Oh! The Solar Plexus Massage!
One of the joys of Big Brother – and they’re few and far between, these days, so we relish them where we can – is seeing people who lie dig graves then claim that they don’t lie. Bea and David are in the kitchen and David is surly with Bea. “Why don’t we talk any more?” Bea asks, and David tells her that he’s angry with her because she accused him of stealing bread and butter. WHICH SHE DID. “I never accused you of anything!” she shouts, but she did, and then gets upset and calls him a bully. “I never accused you of anything!” she repeats over and over, even though she did, and David starts to get upset. David is a lunk, and deals with this in some stupid manner, but Bea is a liar and is being increasingly manipulative. The argument gets dragged into the open in front of the rest of the house, and Bea shouts about what a bully David is, calls him dishonest, and makes out that this is a wider issue than it is. Freddie throws his oar in – after spending time in the bedroom rubbing his chest, acting like he’s high and getting some weird sexual dervish on – and defends Bea. (Freddie is usually very observant, and it’s disappointing that he mis-read Bea. Cock > Brain, eh?) Lisa can smell a fellow manipulator. “She’s going to play this as a martyr,” she says, and try to get David nommed. Bea, on the other hand, goes into the bedroom and cuddles up to new House God Marcus. “Oh Marcus, I hate it,” she says, and then together they bitch about Lisa and David. How the tide turns, eh? In the garden, David cries, and I don’t believe for a second that the tears aren’t real. Bad Bea!

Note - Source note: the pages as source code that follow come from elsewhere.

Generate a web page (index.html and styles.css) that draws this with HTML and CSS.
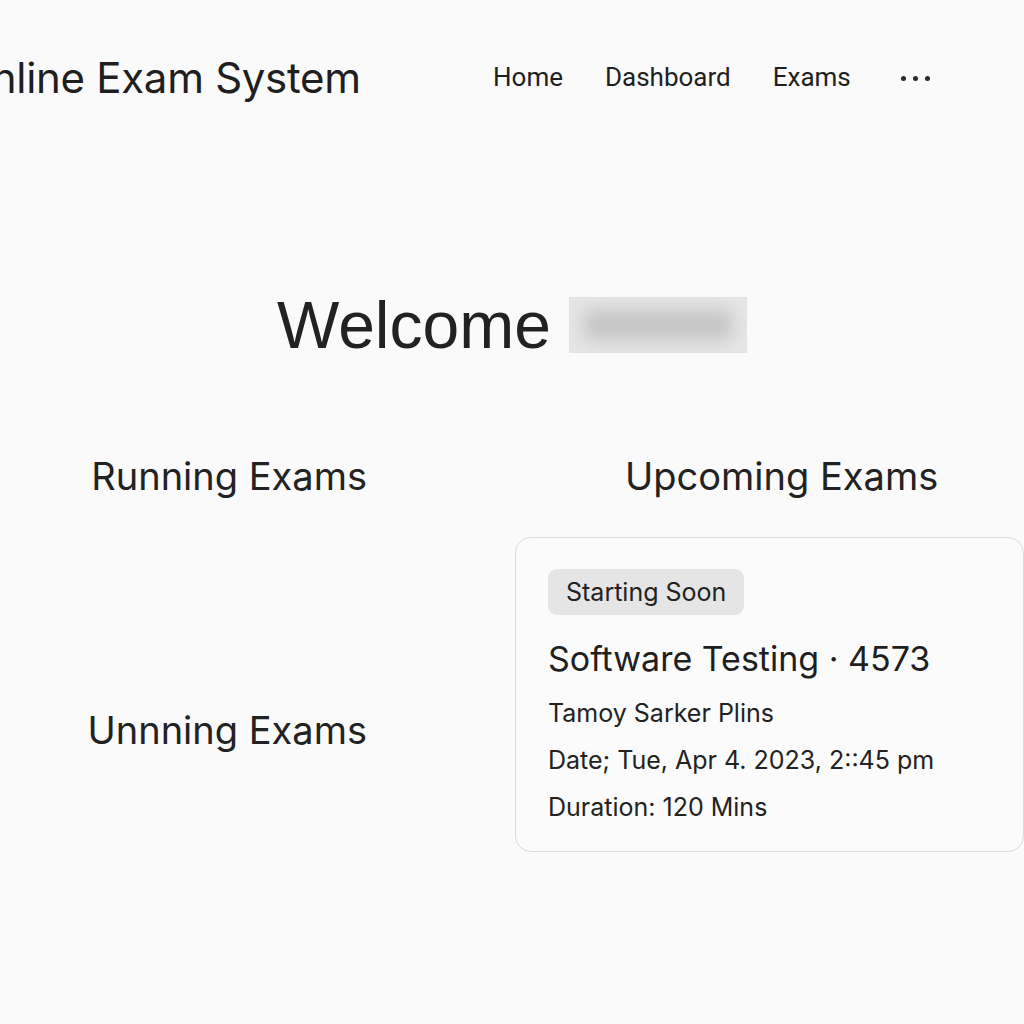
FILE: index.html
```html
<!DOCTYPE html>
<html lang="en">
<head>
<meta charset="utf-8">
<title>Online Exam System</title>
<link rel="stylesheet" href="styles.css">
</head>
<body>
<header class="topbar">
  <div class="brand">Online Exam System</div>
  <nav class="nav">
    <a class="nav-link" href="#">Home</a>
    <a class="nav-link" href="#">Dashboard</a>
    <a class="nav-link" href="#">Exams</a>
    <span class="nav-more" aria-label="More">
      <span class="dot"></span><span class="dot"></span><span class="dot"></span>
    </span>
  </nav>
</header>

<section class="welcome">
  <h1 class="welcome-title">Welcome</h1>
  <span class="name-blur"></span>
</section>

<main class="columns">
  <div class="col col-left">
    <h2 class="col-title">Running Exams</h2>
    <h2 class="col-title second">Unnning Exams</h2>
  </div>
  <div class="col col-right">
    <h2 class="col-title upcoming">Upcoming Exams</h2>
    <article class="card">
      <span class="badge">Starting Soon</span>
      <h3 class="card-title">Software Testing · 4573</h3>
      <p class="card-line">Tamoy Sarker Plins</p>
      <p class="card-line">Date; Tue, Apr 4. 2023, 2::45 pm</p>
      <p class="card-line">Duration: 120 Mins</p>
    </article>
  </div>
</main>
</body>
</html>
```
FILE: styles.css
```css
html, body {
  margin: 0;
  padding: 0;
}
body {
  background: #fafafa;
  color: #222;
  font-family: Inter, "Noto Sans", sans-serif;
  width: 1024px;
  height: 1024px;
  overflow: hidden;
}
.topbar {
  display: flex;
  align-items: center;
  height: 154px;
}
.brand {
  font-size: 42px;
  font-weight: 400;
  margin-left: -40px;
  letter-spacing: -0.3px;
  color: #1f1f1f;
  width: 533px;
  flex-shrink: 0;
  white-space: nowrap;
}
.nav {
  display: flex;
  align-items: center;
  gap: 42px;
}
.nav-link {
  font-family: Roboto, Inter, sans-serif;
  font-size: 26px;
  color: #1f1f1f;
  text-decoration: none;
}
.nav-more {
  display: flex;
  gap: 7px;
  margin-left: 8px;
  padding-top: 3px;
}
.dot {
  width: 5px;
  height: 5px;
  border-radius: 50%;
  background: #2a2a2a;
}
.welcome {
  display: flex;
  justify-content: center;
  align-items: center;
  gap: 18px;
  margin-top: 137px;
  height: 68px;
}
.welcome-title {
  margin: 0;
  font-family: "Liberation Sans", Arial, sans-serif;
  font-weight: 400;
  font-size: 66px;
  color: #222;
  line-height: 1;
}
.name-blur {
  width: 178px;
  height: 56px;
  background: #e6e6e6;
  border: 1px solid #e2e2e2;
  box-sizing: border-box;
  position: relative;
  overflow: hidden;
}
.name-blur::after {
  content: "";
  position: absolute;
  left: 14px;
  right: 14px;
  top: 12px;
  bottom: 12px;
  background: #c4c4c4;
  filter: blur(9px);
}
.columns {
  display: grid;
  grid-template-columns: 515px 509px;
  margin-top: 93px;
}
.col-left {
  display: flex;
  flex-direction: column;
  align-items: flex-end;
  padding-right: 148px;
}
.col-title {
  margin: 0;
  font-weight: 400;
  font-size: 38px;
  line-height: 48px;
  color: #222;
}
.second {
  margin-top: 206px;
}
.upcoming {
  padding-left: 110px;
}
.card {
  margin-top: 37px;
  width: 509px;
  height: 315px;
  box-sizing: border-box;
  border: 1px solid #dadada;
  border-radius: 16px;
  background: #fbfbfb;
  padding: 31px 32px;
  display: flex;
  flex-direction: column;
  align-items: flex-start;
}
.badge {
  display: inline-block;
  background: #e5e5e5;
  border-radius: 9px;
  padding: 0 18px;
  height: 46px;
  line-height: 46px;
  font-size: 25px;
  color: #222;
}
.card-title {
  margin: 20px 0 7px;
  font-weight: 400;
  font-size: 34px;
  line-height: 48px;
  color: #1f1f1f;
}
.card-line {
  margin: 0;
  font-size: 25px;
  line-height: 47px;
  color: #222;
}
```
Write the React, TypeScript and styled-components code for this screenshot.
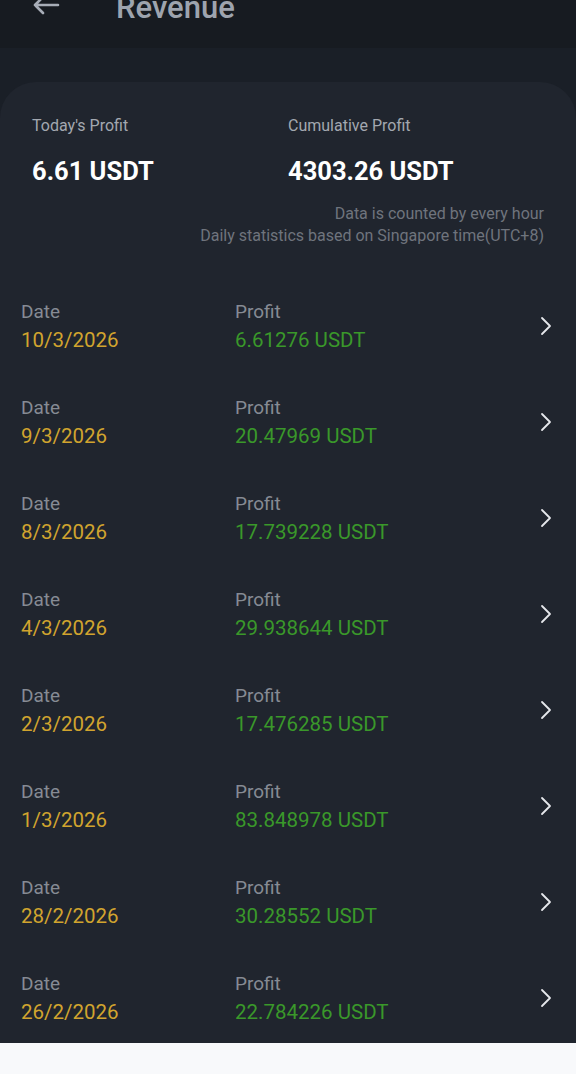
import React from "react";
import styled, { createGlobalStyle } from "styled-components";

const Global = createGlobalStyle`
  html, body { margin: 0; padding: 0; background: #f8f9fb; }
  body { font-family: Roboto, "Noto Sans", sans-serif; }
  * { box-sizing: border-box; }
`;

const Page = styled.div`
  width: 576px;
  background: #1a1f27;
  display: flex;
  flex-direction: column;
`;

const Header = styled.header`
  height: 48px;
  background: #171b21;
  display: flex;
  align-items: flex-start;
  padding-left: 32px;
`;

const BackIcon = styled.svg`
  width: 28px;
  height: 20px;
  margin-top: -5px;
  flex: none;
`;

const Title = styled.h1`
  margin: -8px 0 0 56px;
  font-size: 31px;
  line-height: 31px;
  font-weight: 500;
  color: #9ea4ae;
  white-space: nowrap;
`;

const Card = styled.section`
  margin-top: 34px;
  background: #20252e;
  border-radius: 36px 36px 0 0;
  display: flex;
  flex-direction: column;
`;

const Stats = styled.div`
  padding: 33px 32px 0 32px;
  display: grid;
  grid-template-columns: 1fr 1fr;
`;

const StatCol = styled.div`
  display: flex;
  flex-direction: column;
`;

const StatLabel = styled.div`
  font-size: 16px;
  line-height: 22px;
  color: #a3a8b0;
`;

const StatValue = styled.div`
  margin-top: 21px;
  font-size: 25.5px;
  line-height: 26px;
  font-weight: 700;
  color: #ffffff;
`;

const Notes = styled.div`
  padding: 19px 32px 0 0;
  text-align: right;
  font-size: 16px;
  line-height: 22px;
  color: #6f747d;
`;

const List = styled.div`
  margin-top: 28px;
  display: flex;
  flex-direction: column;
`;

const Row = styled.div`
  height: 96px;
  padding: 25px 24px 0 21px;
  display: grid;
  grid-template-columns: 214px 1fr 20px;
  align-items: start;
`;

const Cell = styled.div`
  display: flex;
  flex-direction: column;
`;

const Label = styled.div`
  font-size: 19px;
  line-height: 24px;
  color: #868b94;
`;

const Value = styled.div<{ $tone: "gold" | "green" }>`
  font-size: 20.5px;
  line-height: 32px;
  color: ${(p) => (p.$tone === "gold" ? "#d1a42e" : "#3a982a")};
`;

const Chevron = styled.svg`
  width: 12px;
  height: 20px;
  margin-top: 16px;
  justify-self: end;
`;

const rows = [
  ["10/3/2026", "6.61276 USDT"],
  ["9/3/2026", "20.47969 USDT"],
  ["8/3/2026", "17.739228 USDT"],
  ["4/3/2026", "29.938644 USDT"],
  ["2/3/2026", "17.476285 USDT"],
  ["1/3/2026", "83.848978 USDT"],
  ["28/2/2026", "30.28552 USDT"],
  ["26/2/2026", "22.784226 USDT"],
];

export default function App() {
  return (
    <>
      <Global />
      <Page>
        <Header>
          <BackIcon viewBox="0 0 28 20">
            <path
              d="M26 10H3M11 2L3 10L11 18"
              fill="none"
              stroke="#a7adb7"
              strokeWidth="2.6"
              strokeLinecap="round"
              strokeLinejoin="round"
            />
          </BackIcon>
          <Title>Revenue</Title>
        </Header>
        <Card>
          <Stats>
            <StatCol>
              <StatLabel>Today's Profit</StatLabel>
              <StatValue>6.61 USDT</StatValue>
            </StatCol>
            <StatCol>
              <StatLabel>Cumulative Profit</StatLabel>
              <StatValue>4303.26 USDT</StatValue>
            </StatCol>
          </Stats>
          <Notes>
            <div>Data is counted by every hour</div>
            <div>Daily statistics based on Singapore time(UTC+8)</div>
          </Notes>
          <List>
            {rows.map(([d, p]) => (
              <Row key={d}>
                <Cell>
                  <Label>Date</Label>
                  <Value $tone="gold">{d}</Value>
                </Cell>
                <Cell>
                  <Label>Profit</Label>
                  <Value $tone="green">{p}</Value>
                </Cell>
                <Chevron viewBox="0 0 12 20">
                  <path
                    d="M2 2L10 10L2 18"
                    fill="none"
                    stroke="#e6e8ec"
                    strokeWidth="1.8"
                    strokeLinecap="round"
                    strokeLinejoin="round"
                  />
                </Chevron>
              </Row>
            ))}
          </List>
        </Card>
      </Page>
    </>
  );
}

The argument continues with Bea pushing this further and further, accusing David of lying about being upset, and saying that he was shouting, which he wasn’t. “Did he really shout?” asks Marcus, and Bea says that he did, when he didn’t. Rodrigo comes into the bedroom and Bea brings the argument up again for his sake. It’s almost tiresomely obvious what she’s trying to do. Marcus then goes and has a go at David about other stuff, and then Bea throws herself in again in front of everybody. She might have played this absolutely wrong, because Sophie and Rodrigo could nom her for causing aggro alongside Lisa and David. But, you know, when nobody else is around, David tells Bea that he doesn’t want to argue, and then Bea reports to others that she instigated their ‘reconciliation’ entirely. Oh, Bea Bea Bea.
Today’s task is some shit where people get dressed up like gnomes or caterpillars, and then the caterpillars get wrapped up in cling film, set to lie down on the ground, and then told to stand up. It looks like what it is: a bunch of twats wrapped in plastic, wriggling around. Afterwards, Lisa, David and Sophie sit around and bitch about Marcus. “I can’t stand to sit next to him!” says Sophie, which is in slight contrast to last week’s protest against his eviction, but there we go. Bea then goes to the diary room and bitches about David. “He’s a bland Yorkshire pudding, and Lisa’s the gravy. They’re still Yorkshire pudding and gravy, which isn’t satisfying. At all.”
Anyway, best part of the episode: Marcus’ sex story. Here it is, I’ll let you judge it. “Once I used a fortune cookie to get sex. This girl had one that said ‘Bluebells are your lucky flower’ and I had one that said ‘Saturday is your lucky night’ and I knew this field where there were bluebells, so I took her there, pointed out that it was saturday and that there were bluebells. Then I took her home and had sex with her.” BEST. (FAKE) SEX. STORY. EVER.
The housemates then have some nice dinner and Charlie winds Rodrigo up about fancying David. “You’d sit on his knee for a can of cider,” he says. Who would fancy David? I mean, really. Rodrigo then bleats on about meeting the Queen – which is HILARIOUS as he’s already met David, right? HA HA HA HA! – and then laughs like a fucking scarecrow as David guzzles cocks sweets. Bea sits in the garden and talks about how well known she is. “I’m well known at festivals, at gigs, on my street, in Ibiza. I’m actually quite a big deal!” she says. And then, Oh! CRINGE! Freddie declares his love for Bea as they lie in bed. “I thought we fancied each other,” he says. “I thought we were friends,” she replies, and then turns away from him and ignores him. “Do you fancy me?” he asks. “No,” she says. He grins that grin the whole time. “That’s a shame,” he says. She turns the situation against him. “I don’t operate on that sort of level, and I haven’t been asked that since I was fourteen.” She turns away and shuns him.
Ouch. Ouch all round, really, where Bea is involved, right?